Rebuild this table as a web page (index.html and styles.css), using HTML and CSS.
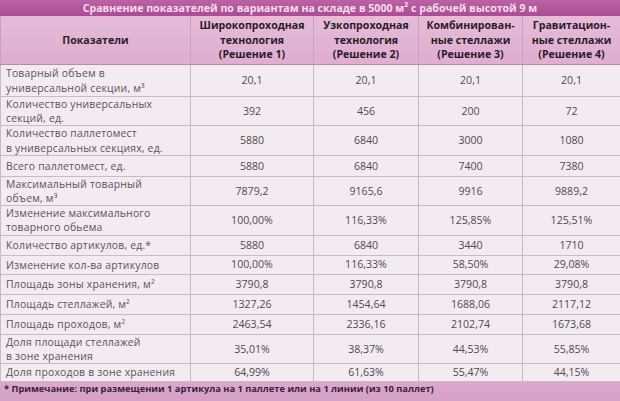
FILE: index.html
```html
<!DOCTYPE html>
<html lang="ru">
<head>
<meta charset="utf-8">
<link rel="stylesheet" href="styles.css">
</head>
<body>
<div class="sheet">
  <div class="title">Сравнение показателей по вариантам на складе в 5000 м² с рабочей высотой 9 м</div>
  <table class="grid">
    <colgroup>
      <col class="c0"><col class="c1"><col class="c2"><col class="c3"><col class="c4">
    </colgroup>
    <thead>
      <tr>
        <th>Показатели</th>
        <th>Широкопроходная<br>технология<br>(Решение 1)</th>
        <th>Узкопроходная<br>технология<br>(Решение 2)</th>
        <th>Комбинирован-<br>ные стеллажи<br>(Решение 3)</th>
        <th>Гравитацион-<br>ные стеллажи<br>(Решение 4)</th>
      </tr>
    </thead>
    <tbody>
      <tr class="r32"><td>Товарный объем в<br>универсальной секции, м³</td><td>20,1</td><td>20,1</td><td>20,1</td><td>20,1</td></tr>
      <tr class="r29"><td>Количество универсальных<br>секций, ед.</td><td>392</td><td>456</td><td>200</td><td>72</td></tr>
      <tr class="r29"><td>Количество паллетомест<br>в универсальных секциях, ед.</td><td>5880</td><td>6840</td><td>3000</td><td>1080</td></tr>
      <tr class="r21"><td>Всего паллетомест, ед.</td><td>5880</td><td>6840</td><td>7400</td><td>7380</td></tr>
      <tr class="r29"><td>Максимальный товарный<br>объем, м³</td><td>7879,2</td><td>9165,6</td><td>9916</td><td>9889,2</td></tr>
      <tr class="r29"><td>Изменение максимального<br>товарного обьема</td><td>100,00%</td><td>116,33%</td><td>125,85%</td><td>125,51%</td></tr>
      <tr class="r20"><td>Количество артикулов, ед.*</td><td>5880</td><td>6840</td><td>3440</td><td>1710</td></tr>
      <tr class="r19"><td>Изменение кол-ва артикулов</td><td>100,00%</td><td>116,33%</td><td>58,50%</td><td>29,08%</td></tr>
      <tr class="r20"><td>Площадь зоны хранения, м²</td><td>3790,8</td><td>3790,8</td><td>3790,8</td><td>3790,8</td></tr>
      <tr class="r20"><td>Площадь стеллажей, м²</td><td>1327,26</td><td>1454,64</td><td>1688,06</td><td>2117,12</td></tr>
      <tr class="r20"><td>Площадь проходов, м²</td><td>2463,54</td><td>2336,16</td><td>2102,74</td><td>1673,68</td></tr>
      <tr class="r29"><td>Доля площади стеллажей<br>в зоне хранения</td><td>35,01%</td><td>38,37%</td><td>44,53%</td><td>55,85%</td></tr>
      <tr class="r18"><td>Доля проходов в зоне хранения</td><td>64,99%</td><td>61,63%</td><td>55,47%</td><td>44,15%</td></tr>
    </tbody>
  </table>
  <div class="note">* Примечание: при размещении 1 артикула на 1 паллете или на 1 линии (из 10 паллет)</div>
</div>
</body>
</html>
```
FILE: styles.css
```css
html, body {
  margin: 0;
  padding: 0;
  background: #f3e8f0;
}
.sheet {
  width: 620px;
  height: 401px;
  overflow: hidden;
  font-family: "Open Sans", "Noto Sans", sans-serif;
}
.title {
  height: 16px;
  line-height: 16px;
  background: linear-gradient(#bb62a4, #a94d92);
  color: #f7dcef;
  font-weight: 700;
  font-size: 10.6px;
  text-align: center;
  white-space: nowrap;
}
.grid {
  width: 620px;
  border-collapse: collapse;
  table-layout: fixed;
}
.c0 { width: 190px; }
.c1 { width: 123px; }
.c2 { width: 105px; }
.c3 { width: 104px; }
.c4 { width: 98px; }
.grid th {
  height: 48px;
  padding: 0;
  background: linear-gradient(#e6bbd9, #deadcf);
  color: #2b1b28;
  font-size: 10.6px;
  line-height: 14.4px;
  font-weight: 700;
  border-left: 1px solid #caa0bd;
  border-right: 1px solid #caa0bd;
  border-bottom: 1px solid #b98aac;
  white-space: nowrap;
}
.grid td {
  padding: 0;
  background: #f4eaf2;
  color: #4e4a4d;
  font-size: 10.6px;
  line-height: 14.4px;
  text-align: center;
  border: 1px solid #c8bcc4;
  white-space: nowrap;
}
.grid td:first-child {
  text-align: left;
  padding-left: 5px;
  font-size: 10.4px;
  line-height: 14.2px;
  letter-spacing: 0.2px;
  color: #595459;
}
.r32 td { height: 31px; }
.r29 td { height: 28px; }
.r21 td { height: 20px; }
.r20 td { height: 19px; }
.r19 td { height: 18px; }
.r18 td { height: 17px; }
.note {
  height: 22px;
  line-height: 14px;
  background: linear-gradient(#dca9cd, #d49ec5);
  color: #3a1f33;
  font-size: 9.3px;
  font-weight: 700;
  padding-left: 4px;
  white-space: nowrap;
}
```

Aim: Transcribe the whole listing exactly. Pictures stay out of your copy.

Full solution:
Rebuild this table as a web page (index.html and styles.css), using HTML and CSS.
FILE: index.html
```html
<!DOCTYPE html>
<html lang="ru">
<head>
<meta charset="utf-8">
<link rel="stylesheet" href="styles.css">
</head>
<body>
<div class="sheet">
  <div class="title">Сравнение показателей по вариантам на складе в 5000 м² с рабочей высотой 9 м</div>
  <table class="grid">
    <colgroup>
      <col class="c0"><col class="c1"><col class="c2"><col class="c3"><col class="c4">
    </colgroup>
    <thead>
      <tr>
        <th>Показатели</th>
        <th>Широкопроходная<br>технология<br>(Решение 1)</th>
        <th>Узкопроходная<br>технология<br>(Решение 2)</th>
        <th>Комбинирован-<br>ные стеллажи<br>(Решение 3)</th>
        <th>Гравитацион-<br>ные стеллажи<br>(Решение 4)</th>
      </tr>
    </thead>
    <tbody>
      <tr class="r32"><td>Товарный объем в<br>универсальной секции, м³</td><td>20,1</td><td>20,1</td><td>20,1</td><td>20,1</td></tr>
      <tr class="r29"><td>Количество универсальных<br>секций, ед.</td><td>392</td><td>456</td><td>200</td><td>72</td></tr>
      <tr class="r29"><td>Количество паллетомест<br>в универсальных секциях, ед.</td><td>5880</td><td>6840</td><td>3000</td><td>1080</td></tr>
      <tr class="r21"><td>Всего паллетомест, ед.</td><td>5880</td><td>6840</td><td>7400</td><td>7380</td></tr>
      <tr class="r29"><td>Максимальный товарный<br>объем, м³</td><td>7879,2</td><td>9165,6</td><td>9916</td><td>9889,2</td></tr>
      <tr class="r29"><td>Изменение максимального<br>товарного обьема</td><td>100,00%</td><td>116,33%</td><td>125,85%</td><td>125,51%</td></tr>
      <tr class="r20"><td>Количество артикулов, ед.*</td><td>5880</td><td>6840</td><td>3440</td><td>1710</td></tr>
      <tr class="r19"><td>Изменение кол-ва артикулов</td><td>100,00%</td><td>116,33%</td><td>58,50%</td><td>29,08%</td></tr>
      <tr class="r20"><td>Площадь зоны хранения, м²</td><td>3790,8</td><td>3790,8</td><td>3790,8</td><td>3790,8</td></tr>
      <tr class="r20"><td>Площадь стеллажей, м²</td><td>1327,26</td><td>1454,64</td><td>1688,06</td><td>2117,12</td></tr>
      <tr class="r20"><td>Площадь проходов, м²</td><td>2463,54</td><td>2336,16</td><td>2102,74</td><td>1673,68</td></tr>
      <tr class="r29"><td>Доля площади стеллажей<br>в зоне хранения</td><td>35,01%</td><td>38,37%</td><td>44,53%</td><td>55,85%</td></tr>
      <tr class="r18"><td>Доля проходов в зоне хранения</td><td>64,99%</td><td>61,63%</td><td>55,47%</td><td>44,15%</td></tr>
    </tbody>
  </table>
  <div class="note">* Примечание: при размещении 1 артикула на 1 паллете или на 1 линии (из 10 паллет)</div>
</div>
</body>
</html>
```
FILE: styles.css
```css
html, body {
  margin: 0;
  padding: 0;
  background: #f3e8f0;
}
.sheet {
  width: 620px;
  height: 401px;
  overflow: hidden;
  font-family: "Open Sans", "Noto Sans", sans-serif;
}
.title {
  height: 16px;
  line-height: 16px;
  background: linear-gradient(#bb62a4, #a94d92);
  color: #f7dcef;
  font-weight: 700;
  font-size: 10.6px;
  text-align: center;
  white-space: nowrap;
}
.grid {
  width: 620px;
  border-collapse: collapse;
  table-layout: fixed;
}
.c0 { width: 190px; }
.c1 { width: 123px; }
.c2 { width: 105px; }
.c3 { width: 104px; }
.c4 { width: 98px; }
.grid th {
  height: 48px;
  padding: 0;
  background: linear-gradient(#e6bbd9, #deadcf);
  color: #2b1b28;
  font-size: 10.6px;
  line-height: 14.4px;
  font-weight: 700;
  border-left: 1px solid #caa0bd;
  border-right: 1px solid #caa0bd;
  border-bottom: 1px solid #b98aac;
  white-space: nowrap;
}
.grid td {
  padding: 0;
  background: #f4eaf2;
  color: #4e4a4d;
  font-size: 10.6px;
  line-height: 14.4px;
  text-align: center;
  border: 1px solid #c8bcc4;
  white-space: nowrap;
}
.grid td:first-child {
  text-align: left;
  padding-left: 5px;
  font-size: 10.4px;
  line-height: 14.2px;
  letter-spacing: 0.2px;
  color: #595459;
}
.r32 td { height: 31px; }
.r29 td { height: 28px; }
.r21 td { height: 20px; }
.r20 td { height: 19px; }
.r19 td { height: 18px; }
.r18 td { height: 17px; }
.note {
  height: 22px;
  line-height: 14px;
  background: linear-gradient(#dca9cd, #d49ec5);
  color: #3a1f33;
  font-size: 9.3px;
  font-weight: 700;
  padding-left: 4px;
  white-space: nowrap;
}
```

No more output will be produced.